Does summer mean we have more time?

The other day, a friend of Twitter pointed out that summer reading schedules assume that people have more time in the summer to read than at other times of the year. Having been brought up in a family with ties to farming, I have also thought about this notion of "summer reading." Summer, for some people, is actually busier than winter. While churches tend to trim their schedules in the summer, it isn't because we're all farming. Why is there a sense that summer = slowing down?

Of course, when I was a child, there was more time to read in the summer because there was no school. When I became a grown up and had a job, that wasn't true. Especially when I had children, the opposite was true. Having kids home all day and being involved in summer sports meant life was much busier. We did not have the means to take off to the beach or the lake for two weeks. Our family vacations involved travelling across the country to see family. We spent a great deal of time on those vacations running around to ensure we got to see everyone we wanted to see. I am fortunate in that I don't get car sick when I read while travelling, but not everyone can plow through a book while she's on the road. When the kids were in school, even though we homeschooled, I looked forward to the routine of fall.
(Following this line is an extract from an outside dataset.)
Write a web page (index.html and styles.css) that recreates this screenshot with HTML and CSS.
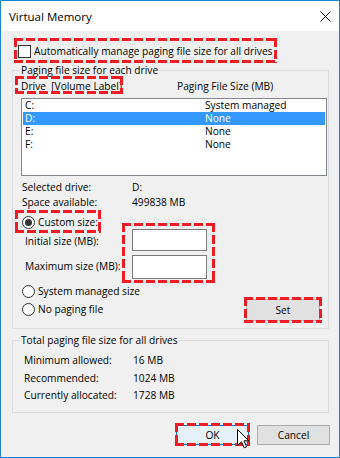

There does seem to be, however, the notion that summer is time for rest and relaxation. I doubt that was the way of it when we were a more agrarian society. The summer months are time of growth, actually. People planted their vegetable gardens and were busy tending their crops. Winter was the time for rest, when people were able to visit friends and relax. My aunt and uncle, who are only now retiring from farming, never took time off in the summer. In fact, they could not attend my wedding, which was in April, because they had cows calving. They were able to attend my brother's wedding, which was in September, when things slowed down.

Having more time to read in the summer is definitely a luxury. My daughter pointed out recently that people who are financially limited are often also lacking in time as well, so things like a summer off for reading is never going to be a reality. I have been out of school since the end of April, and I don't think I've read more than I normally would; and I don't have outside employment to keep me from doing it. I still have the same hours in the day, and summer means making time for household maintenance that can't be done in winter months. Even when I went on a vacation to see my parents in April, the only time I read for any sustained time was on the plane. 

That said, I do encourage all children who are out of school for the summer to read, and read as much as you can. I loved those lazy afternoons when I could read as long as I wanted. I made a path from my house to the library throughout the summer months. It was a luxury I am thankful I was given. Take the time now, because we don't get any more time in a day as we get older.